Il me raconte combien elle a besoin de lui chaque jour, pour tous les gestes du quotidien. Au début, c’était sa façon à lui de « prendre sa part », de lui montrer qu’elle n’était pas seule à vivre ça. C'est toujours lui qui fait sa toilette; elle ne veut personne d'autre. De mois en mois, il a vu son corps si magnifique maigrir, il a soigné ses cicatrices. Il l'a lavée. Depuis quelques mois il l'aide aussi à s'habiller, à se lever, à marcher. Il vient de prendre sa retraite et se consacre à elle.

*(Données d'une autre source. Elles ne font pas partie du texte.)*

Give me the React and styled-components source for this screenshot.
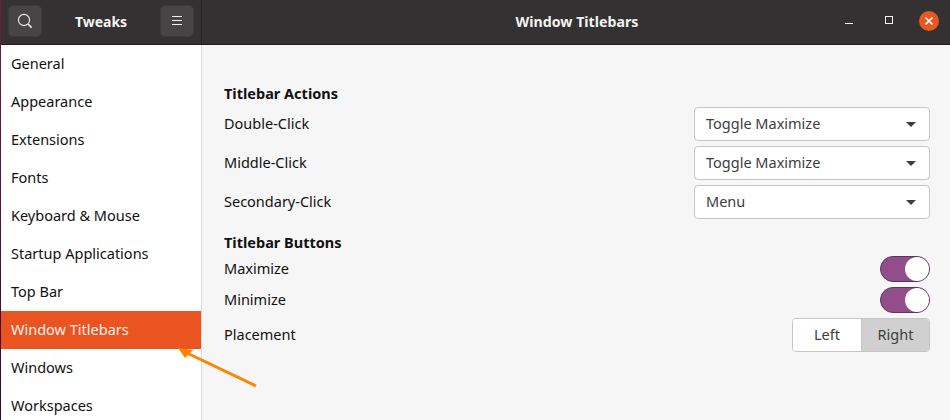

Il me raconte leur arrivée ici. Le choc pour elle, la réalité qui s'affiche crûment pour lui. Il sait, pour regarder sa femme chaque jour, que les jours sont comptés. Il tente de se préparer; trouver sa place ici est difficile, apprendre à laisser un espace aux soignants pour les toilettes - elles savent comment faire- Il comprend que pour lui aussi c'est mieux, même si ce corps meurtri est un peu le sien. Il ressent le besoin de se distancier, c'est instinctif. Mais pour sa femme, cette nouvelle organisation est difficile à accepter ; elle veut que ce soit lui qui s'occupe d'elle et personne d'autre.
- c'est lourd parfois pour moi, je sais que je ne devrais pas dire ça parce que c'est pour elle que c'est dur, mais depuis quelques temps, ces toilettes, j'ai du mal. Je ne reconnais plus son corps, j'ai mal pour elle, et peur de lui faire mal, j'ai même peur qu'elle tombe maintenant...
Ses yeux s'embuent et il s'excuse - c'est la fatigue.
Nous sommes tous les deux debout dans un couloir, des gens passent devant nous. L'homme baisse la voix à chaque passage mais ne s'arrête pas de parler pour autant, et je n'ose pas l'interrompre pour lui proposer d'aller ailleurs; il a besoin de me dire sa fatigue, sa dépendance vis-à-vis d'elle; cette ambivalence qu'il vit aujourd'hui, à vouloir continuer à faire tout pour elle, comme elle le demande, comme il a fait jusqu'ici, et son épuisement, son besoin de s'éloigner un peu.
- Parce que je ne suis pas prêt. Je sais que ça va arriver- elle est si maigre, elle ne mange presque plus- mais une part de moi refuse de capituler. Et je vois bien qu’elle aussi ; tant qu'elle veut se battre, je dois y croire aussi…Peut être pas y croire... mais au moins faire semblant, pour elle...
La porte de la chambre s'ouvre et une infirmière se dirige vers nous.
-Votre femme vous attend; Elle n'a pas voulu qu'on lui fasse sa toilette, elle préfère que ce soit vous.
L'homme me regarde, me sourit, et d'un pas lent et résigné se dirige vers la chambre.